SMN: What was the best advice you received about writing?

DGW: The most brain-exploding advice I received was when someone put Natalie Goldberg’s “Writing Down the Bones” in my hands. Her rules — write without worrying about spelling, punctuation or grammar; feel free to write the worst junk in America; go for the jugular. It transformed the way I write and the way I teach writing.

SMN: What’s your writing process like?

DGW: For me, it’s 25 minutes. Nothing scary about 25 minutes, right?  Anyone can do 25 minutes. My wristwatch alarm is always set and ready, and when I get down to business, I just start it running.

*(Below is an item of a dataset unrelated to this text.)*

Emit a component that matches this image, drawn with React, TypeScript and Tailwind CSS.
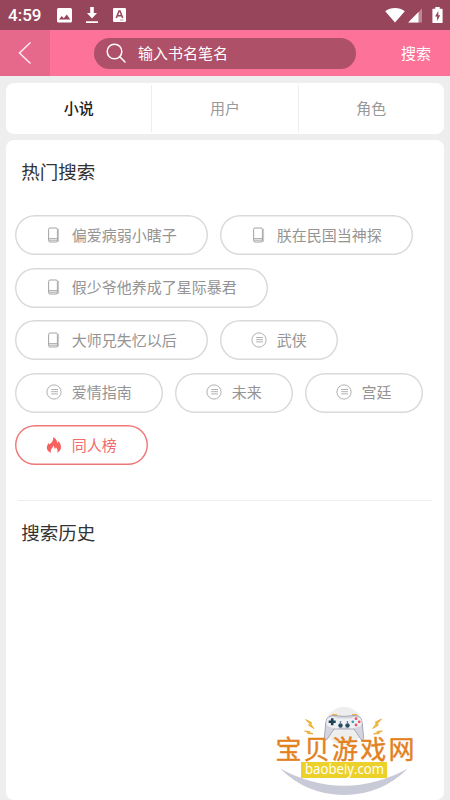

My commitment then is to write until it rings. Then, after I’ve scratched out that sloppy fragment by hand, I pick up my laptop and transfer it into a computer document, with a little shaping and polishing. I do that cycle as many times as I can fit in a day and then usually call a friend at the end of the day to read them what I’ve written. Hearing the words aloud, and hearing someone else’s breath as they respond to the words, helps me smooth things out with a second pass of editing. Then, after the beast is finished, there are lots of read-and-revise cycles as I lean on my writer friends to give me feedback as I polish the final product.

SMN: Why is it important events like the WCU Spring Literary Festival exist?

DGW: One of the rules of human behavior is that you get more of what you pay attention to. If we want more great writing, we have to pay attention to it. We have to celebrate it. These events give a place for writers from many different backgrounds and styles to mix it up. But maybe most important, to me at least, is the way the festival brings readers and writers into direct personal connection. Both reading and writing are essentially solitary, even lonely, pursuits. Putting readers and writers together face to face is like closing a circuit. The spark jumps from writers to readers, from readers to writers, and the electricity flows.

SMN: What advice would you give someone interested in starting to write?

DGW: Start writing. Now. Not later. Don’t postpone joy.